I have strayed somewhat from 1984, however, and for this I apologize. But I do feel that the novel had so much to do with the past as it did with the future, that it was incumbent upon me to write about the importance of history. This is where I feel our culture is straying more so than the other aspects of the novel. Certainly, government is gaining more control, and with every election comes a more corrupt and debase politician to the throne. I too am a member of the “apathetic cynics” political party. But when we really begin to look at our culture, we cannot continue to point the finger at our elected officials for all the problems. How much can we change by remembering history?
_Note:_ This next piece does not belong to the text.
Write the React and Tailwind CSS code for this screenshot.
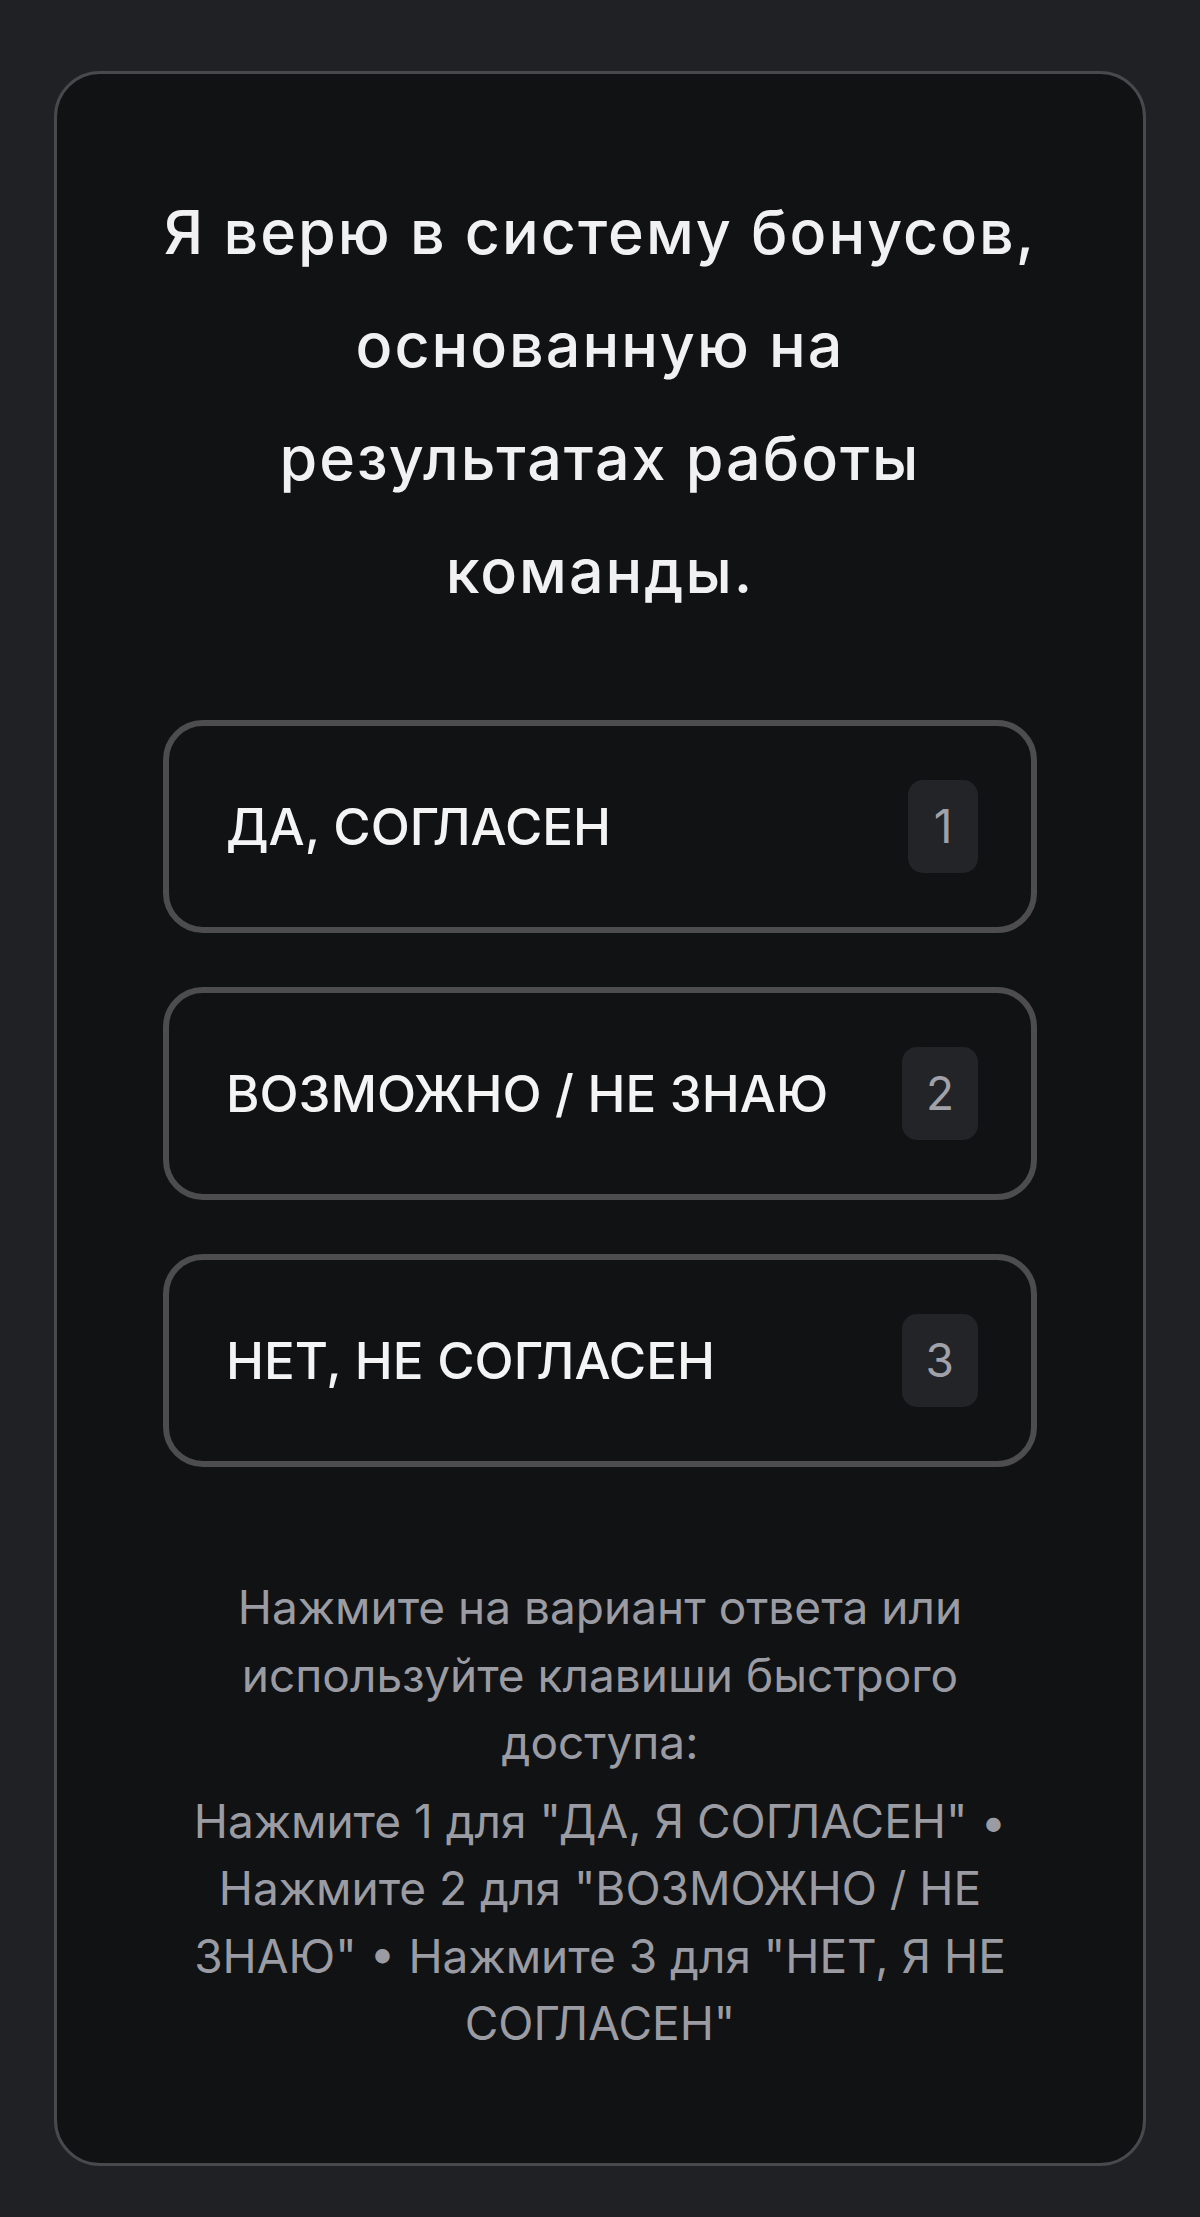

At what point do we need to, as individuals and as a culture, begin really questioning how much of this crap we actually need? When is it our responsibility to start using our freedom for the better of society than merely playing with our toys? All of society has this grand ideal of a future utopia in which we spend all of our time on ourselves. But no such utopia exists. The only future anywhere near a utopia is one in which every individual is so perfected that he is no longer thinking of himself but of every single creature around him because all selfishness has not merely been replaced with selflessness but with love. The greatest country that has ever inhabited the planet forgets this little act. We replace history with the remote, but instead we should, each of us, take time out of every day to remember the past — a brief moment in time that has passed us by so suddenly that we often forget, a portended moment that will creep upon us before we are ready. As has happened to each man before us will happen to us. We too will one day become the past, and all the present and future will fade away before our eyes as we join the great throng of the foreshadowed past before us.